Contrabandistas de Villalón
Durante el verano de 1844, las noticias sobre el comercio ilegal provocaron escenas inéditas en el pueblo, incluido un bofetón al alcalde
No era un secreto, ni mucho menos, en la Tierra de Campos durante la primera mitad del siglo XIX. Villalón, su capital geográfica, poblada de esforzados agricultores que muchas veces compaginaban las absorbentes faenas del campo con la producción de un queso de renombre, curtidos de pieles, molinos de aceite de linaza y algo de vino, era también el centro del contrabando en la Castilla del momento. Una práctica que en modo alguno arrastraba las connotaciones negativas que tendrá mucho tiempo después, bien entrado ya el siglo XX.
Es bien conocido, de hecho, el auge del contrabando de productos portugueses desde finales del siglo XVIII, motivado por factores como los abusos cometidos por la Corona en el derecho de aduanas, la carencia de ocupación laboral, la accesibilidad geográfica, la necesidad de subsistencia, la posibilidad de obtener ganancias sustanciosas aun a riesgo de poner en peligro la seguridad personal, la falta de conciencia de servicio a la Corona siguiendo las normas reguladoras del comercio, y la fuerte demanda de géneros de contrabando entre los españoles del momento.
Es más, la consideración social del contrabandista distaba mucho de la actual: mientras que desde el poder se le tachaba de malhechor y se le ponía al mismo nivel que los bandidos, entre sus paisanos era más bien un ciudadano ejemplar protegido por la comunidad, pues su actividad era beneficiosa para la misma. Las relaciones comerciales y el contrabando entre España y Portugal siguieron siendo igual de intensas, o más, en el siglo XIX, animadas tanto por los numerosos mercados que había en localidades situadas en la franja fronteriza como, sobre todo, por la amplia oferta de manufacturas inglesas de gran calidad y buen precio.
Y en este contexto, Villalón se erigió en el centro castellano del contrabando con Portugal. Como escribía Juan Ortega Rubio en su monumental historia de los pueblos de la provincia de Valladolid, una parte importante de sus habitantes -que entonces superaban los 4.500- se dedicaba a traer tabaco, telas y otros géneros del país luso. Esta actividad se tornó especialmente intensa en el verano de 1844, hasta el extremo de ser denunciada a la superioridad. Por eso a principios de octubre, recién finalizada la época estival, se presentaron en Villalón algunos carabineros con la intención de detener a los contrabandistas. La reacción de estos, apoyados por sus vecinos, no se hizo esperar: los garantes del orden público tuvieron que huir ante el riesgo de ser linchados.

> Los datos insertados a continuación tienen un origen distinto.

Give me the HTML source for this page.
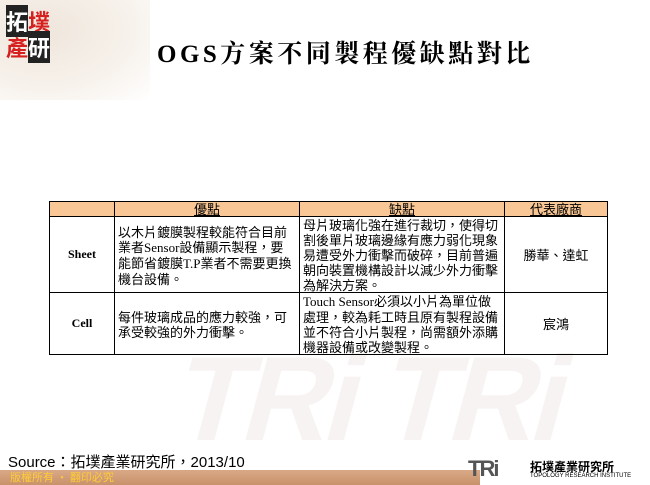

No quedaría aquí la cosa. En marzo del año siguiente, el capitán general de Valladolid, José Manso, se preparó en conciencia para castigar a los revoltosos, por lo que procedió a cercar la villa al mando de 3.000 hombres procedentes de los Regimientos de África y Bailén, más otros de la fuerza de ingenieros y algunos caballos. Manso declaró a la población en estado de sitio y ordenó que en el término de 24 horas se le entregaran todos los géneros de contrabando. Como no le hicieron caso, mandó a sus hombres registrar todas las casas. La requisa de mercancías fue espectacular. Días después, concretamente el 13 de mayo, festividad de la Ascensión, anunció lo que muchos se temían: todo lo requisado sería quemado en la plaza pública, presidida por el maravilloso rollo gótico.
Sabedor de lo que ello suponía, Manso ordenó también la aprehensión de todas las armas que estuviesen en poder de los vecinos. Las pérdidas, en total, se cifraban en más de 3.000 duros, toda una fortuna. La indignación de los villaloneses llegó a tales extremos, que el mismo alcalde, Pedro Nieto, salió a la plaza para impedir la acción de castigo. A sus constantes quejas ante la máxima autoridad militar esta le respondió de manera inesperada: propinándole una enorme y sonora bofetada que sorprendió al vecindario entero. «Un mes permaneció el Capitán general en Villalón y siete u ocho meses la tropa. Desde entonces casi terminó el contrabando, dedicándose a otras industrias sus vecinos», escribe Ortega Rubio.